_PROBLEM TO SOLVE:_ Show every line below where "index" can be found.

● ● ● ●

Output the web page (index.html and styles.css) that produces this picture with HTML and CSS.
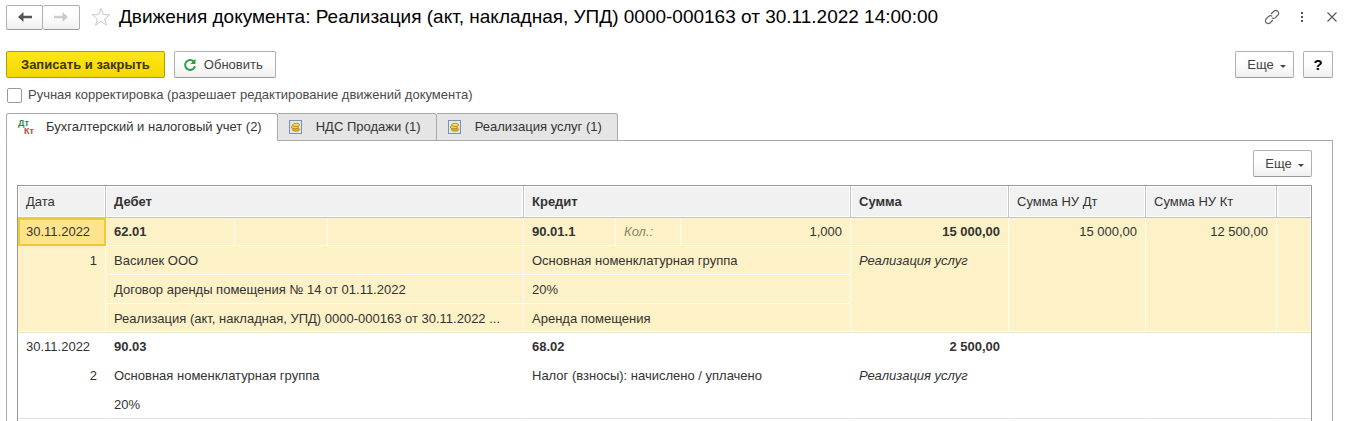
FILE: index.html
```html
<!DOCTYPE html>
<html lang="ru">
<head>
  <meta charset="UTF-8">
  <meta name="viewport" content="width=device-width, initial-scale=1.0">
  <title>Движения документа</title>
  <link rel="stylesheet" href="styles.css">
</head>
<body>
  <header class="header">
    <div class="nav">
      <button type="button" class="btn nav-btn" aria-label="Назад">
        <svg width="14" height="10" viewBox="0 0 14 10"><path d="M0 5 L5.5 0 V3.8 H14 V6.2 H5.5 V10 Z" fill="#555"/></svg>
      </button>
      <button type="button" class="btn nav-btn" aria-label="Вперед">
        <svg width="14" height="10" viewBox="0 0 14 10"><path d="M14 5 L8.5 0 V3.8 H0 V6.2 H8.5 V10 Z" fill="#ccc"/></svg>
      </button>
    </div>
    <button type="button" class="icon-btn star" aria-label="В избранное">
      <svg width="20" height="20" viewBox="0 0 20 20"><path d="M10 1.5 L12.2 7.6 L18.7 7.8 L13.6 11.8 L15.4 18.1 L10 14.4 L4.6 18.1 L6.4 11.8 L1.3 7.8 L7.8 7.6 Z" fill="#fff" stroke="#c8c8c8"/></svg>
    </button>
    <h1>Движения документа: Реализация (акт, накладная, УПД) 0000-000163 от 30.11.2022 14:00:00</h1>
    <div class="window-tools">
      <button type="button" class="icon-btn" aria-label="Ссылка">
        <svg width="16" height="16" viewBox="0 0 16 16"><g transform="rotate(-45 8 8)" fill="none" stroke="#666" stroke-width="1.2"><path d="M6.5 10.8 H2.7 A2.8 2.8 0 0 1 2.7 5.2 H6 A2.8 2.8 0 0 1 8.7 7.6"/><path d="M9.5 5.2 H13.3 A2.8 2.8 0 0 1 13.3 10.8 H10 A2.8 2.8 0 0 1 7.3 8.4"/></g></svg>
      </button>
      <button type="button" class="icon-btn" aria-label="Меню">
        <svg width="16" height="16" viewBox="0 0 16 16"><path d="M7 3h2v2H7z M7 7h2v2H7z M7 11h2v2H7z" fill="#555"/></svg>
      </button>
      <button type="button" class="icon-btn" aria-label="Закрыть">
        <svg width="16" height="16" viewBox="0 0 16 16"><path d="M3.5 3.5 L12.5 12.5 M12.5 3.5 L3.5 12.5" fill="none" stroke="#555" stroke-width="1.1"/></svg>
      </button>
    </div>
  </header>

  <div class="toolbar">
    <button type="button" class="btn btn-main">Записать и закрыть</button>
    <button type="button" class="btn btn-refresh">
      <svg width="14" height="14" viewBox="0 0 14 14"><path d="M10.8 3.5 A5 5 0 1 0 12 8.2" fill="none" stroke="#2f9e44" stroke-width="2"/><path d="M12.5 0.8 V6 H7.3 Z" fill="#2f9e44"/></svg>
      Обновить
    </button>
    <div class="spacer"></div>
    <button type="button" class="btn btn-more">Еще <span class="caret"></span></button>
    <button type="button" class="btn btn-help">?</button>
  </div>

  <div class="manual">
    <input type="checkbox" id="manual">
    <label for="manual">Ручная корректировка (разрешает редактирование движений документа)</label>
  </div>

  <div class="tabs" role="tablist">
    <button type="button" class="tab active" role="tab" aria-selected="true">
      <span class="dtkt"><span class="dt">Дт</span><span class="kt">Кт</span></span>
      Бухгалтерский и налоговый учет (2)
    </button>
    <button type="button" class="tab" role="tab" aria-selected="false">
      <svg width="13" height="14" viewBox="0 0 13 14"><rect x="0.5" y="0.5" width="12" height="13" fill="#dfe8f2" stroke="#7d91aa"/><ellipse cx="7" cy="9.5" rx="3.7" ry="1.7" fill="#e3b21c" stroke="#a87810" stroke-width="0.7"/><ellipse cx="5.8" cy="7.1" rx="3.6" ry="1.7" fill="#f3d04a" stroke="#a87810" stroke-width="0.7"/><ellipse cx="7.2" cy="4.9" rx="3.5" ry="1.6" fill="#f8dc5c" stroke="#a87810" stroke-width="0.7"/></svg>
      НДС Продажи (1)
    </button>
    <button type="button" class="tab" role="tab" aria-selected="false">
      <svg width="13" height="14" viewBox="0 0 13 14"><rect x="0.5" y="0.5" width="12" height="13" fill="#dfe8f2" stroke="#7d91aa"/><ellipse cx="7" cy="9.5" rx="3.7" ry="1.7" fill="#e3b21c" stroke="#a87810" stroke-width="0.7"/><ellipse cx="5.8" cy="7.1" rx="3.6" ry="1.7" fill="#f3d04a" stroke="#a87810" stroke-width="0.7"/><ellipse cx="7.2" cy="4.9" rx="3.5" ry="1.6" fill="#f8dc5c" stroke="#a87810" stroke-width="0.7"/></svg>
      Реализация услуг (1)
    </button>
  </div>

  <main class="panel">
    <div class="panel-bar">
      <button type="button" class="btn btn-more">Еще <span class="caret"></span></button>
    </div>
    <div class="grid">
      <table>
        <colgroup>
          <col class="c-date">
          <col class="c-acc">
          <col class="c-sub">
          <col>
          <col class="c-acc-kt">
          <col class="c-kol">
          <col class="c-qty">
          <col class="c-sum">
          <col class="c-nu-dt">
          <col class="c-nu-kt">
          <col class="c-end">
        </colgroup>
        <thead>
          <tr>
            <th>Дата</th>
            <th colspan="3" class="b">Дебет</th>
            <th colspan="3" class="b">Кредит</th>
            <th class="b">Сумма</th>
            <th>Сумма НУ Дт</th>
            <th>Сумма НУ Кт</th>
            <th></th>
          </tr>
        </thead>
        <tbody class="selected">
          <tr class="first">
            <td class="current">30.11.2022</td>
            <td class="b">62.01</td>
            <td></td>
            <td></td>
            <td class="b">90.01.1</td>
            <td class="hint">Кол.:</td>
            <td class="num">1,000</td>
            <td class="num b">15 000,00</td>
            <td class="num top" rowspan="4">15 000,00</td>
            <td class="num top" rowspan="4">12 500,00</td>
            <td rowspan="4"></td>
          </tr>
          <tr>
            <td class="num top" rowspan="3">1</td>
            <td colspan="3">Василек ООО</td>
            <td colspan="3">Основная номенклатурная группа</td>
            <td class="i top" rowspan="3">Реализация услуг</td>
          </tr>
          <tr>
            <td colspan="3">Договор аренды помещения № 14 от 01.11.2022</td>
            <td colspan="3">20%</td>
          </tr>
          <tr>
            <td colspan="3">Реализация (акт, накладная, УПД) 0000-000163 от 30.11.2022 ...</td>
            <td colspan="3">Аренда помещения</td>
          </tr>
        </tbody>
        <tbody>
          <tr class="first">
            <td>30.11.2022</td>
            <td colspan="3" class="b">90.03</td>
            <td colspan="3" class="b">68.02</td>
            <td class="num b">2 500,00</td>
            <td rowspan="3"></td>
            <td rowspan="3"></td>
            <td rowspan="3"></td>
          </tr>
          <tr>
            <td class="num top" rowspan="2">2</td>
            <td colspan="3">Основная номенклатурная группа</td>
            <td colspan="3">Налог (взносы): начислено / уплачено</td>
            <td class="i top" rowspan="2">Реализация услуг</td>
          </tr>
          <tr>
            <td colspan="3">20%</td>
            <td colspan="3"></td>
          </tr>
        </tbody>
      </table>
    </div>
  </main>
</body>
</html>
```

FILE: styles.css
```css
* {
  box-sizing: border-box;
}

body {
  display: flex;
  flex-direction: column;
  height: 100vh;
  margin: 0;
  padding: 4px 14px 0 6px;
  overflow: hidden;
  background: #fff;
  color: #333;
  font: 13px/16px "Liberation Sans", Arial, sans-serif;
}

button {
  padding: 0;
  color: inherit;
  font: inherit;
  cursor: pointer;
}

svg {
  display: block;
  flex: none;
}

/* Заголовок */
.header {
  display: flex;
  align-items: center;
  height: 26px;
}

h1 {
  margin: 0;
  color: #000;
  font-size: 19px;
  font-weight: normal;
  line-height: 24px;
  white-space: nowrap;
}

.nav {
  display: flex;
}

.btn {
  display: flex;
  align-items: center;
  justify-content: center;
  height: 27px;
  border: 1px solid #b0b0b0;
  border-bottom-color: #999;
  border-radius: 2px;
  background: linear-gradient(#fff 40%, #f0f0f0);
  color: #444;
}

.nav-btn {
  width: 37px;
  height: 25px;
}

.nav-btn + .nav-btn {
  border-left: 0;
}

.icon-btn {
  border: 0;
  background: none;
}

.star {
  margin: 0 8px 0 11px;
}

.window-tools {
  display: flex;
  gap: 14px;
  margin-left: auto;
  margin-right: -7px;
}

/* Командная панель */
.toolbar {
  display: flex;
  gap: 9px;
  margin-top: 21px;
}

.spacer {
  flex: 1;
}

.btn-main {
  padding: 0 14px;
  border-color: #b39c00;
  background: linear-gradient(#ffe619, #f5d800);
  color: #3c3600;
  font-weight: bold;
}

.btn-refresh {
  gap: 7px;
  padding: 0 12px 0 8px;
}

.btn-more {
  gap: 6px;
  width: 59px;
  padding-left: 4px;
}

.caret {
  margin-top: 4px;
  border: 3px solid transparent;
  border-top-color: #444;
  border-bottom: 0;
}

.btn-help {
  width: 30px;
  color: #000;
  font-size: 15px;
  font-weight: bold;
}

.manual {
  display: flex;
  align-items: center;
  gap: 6px;
  margin: 8px 0 9px 1px;
  height: 18px;
  color: #4a4a4a;
}

.manual input {
  width: 15px;
  height: 15px;
  margin: 0;
  border: 1px solid #999;
  border-radius: 2px;
  appearance: none;
  background: #fff;
}

/* Закладки */
.tabs {
  display: flex;
  position: relative;
  margin-bottom: -1px;
}

.tab {
  display: flex;
  align-items: center;
  gap: 14px;
  height: 28px;
  padding: 0 15px 0 11px;
  border: 1px solid #aaa;
  border-left: 0;
  border-radius: 0 3px 0 0;
  background: #e5e5e5;
}

.tab.active {
  gap: 12px;
  border-left: 1px solid #aaa;
  border-bottom-color: #fff;
  border-radius: 3px 3px 0 0;
  background: #fff;
}

.dtkt {
  display: flex;
  flex-direction: column;
  width: 16px;
  font-size: 9px;
  font-weight: bold;
  line-height: 8px;
}

.dt {
  align-self: flex-start;
  color: #1a8f4c;
}

.kt {
  align-self: flex-end;
  color: #c8453c;
}

.panel {
  display: flex;
  flex: 1;
  flex-direction: column;
  min-height: 0;
  padding: 9px 20px 0 10px;
  border: 1px solid #aaa;
  border-bottom: 0;
}

.panel-bar {
  display: flex;
  justify-content: flex-end;
  margin-bottom: 8px;
}

/* Таблица проводок */
.grid {
  flex: 1;
  min-height: 0;
  border: 1px solid #999;
  border-bottom: 0;
  overflow: hidden;
}

table {
  width: 100%;
  table-layout: fixed;
  border-collapse: separate;
  border-spacing: 0;
}

.c-date { width: 88px; }
.c-acc { width: 129px; }
.c-sub { width: 93px; }
.c-acc-kt { width: 92px; }
.c-kol { width: 65px; }
.c-qty { width: 170px; }
.c-sum { width: 158px; }
.c-nu-dt { width: 137px; }
.c-nu-kt { width: 131px; }
.c-end { width: 34px; }

th {
  height: 32px;
  padding: 0 8px;
  border-right: 1px solid #c4c4c4;
  border-bottom: 1px solid #c4c4c4;
  background: #f1f1f1;
  box-shadow: inset 0 0 0 1px #fff;
  font-weight: normal;
  text-align: left;
}

th:last-child {
  border-right: 0;
}

td {
  height: 29px;
  padding: 2px 8px 0;
  border-right: 1px solid transparent;
  border-bottom: 1px solid transparent;
  overflow: hidden;
  text-overflow: ellipsis;
  white-space: nowrap;
}

.top {
  padding-top: 7px;
  vertical-align: top;
}

.first td {
  height: 28px;
  padding-top: 0;
}

.first .top {
  padding-top: 6px;
}

.selected td {
  border-color: #fffdf5;
  background: #fdf1c7;
}

tbody tr:last-child td,
td[rowspan] {
  border-bottom-color: #e0e0e0;
}

.selected tr:last-child td,
.selected td[rowspan] {
  border-bottom-color: #e8e0d0;
  box-shadow: inset 0 -1px #fff;
}

.selected .current {
  padding: 0 6px;
  border: 2px solid #efc83c;
  background: #ffe48c;
}

.b {
  font-weight: bold;
}

.i {
  font-style: italic;
}

.hint {
  color: #8a8468;
  font-style: italic;
}

.num {
  text-align: right;
}
```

● ● ● ●

_OUTPUT OF THE EXERCISE:_
Output the web page (index.html and styles.css) that produces this picture with HTML and CSS.
FILE: index.html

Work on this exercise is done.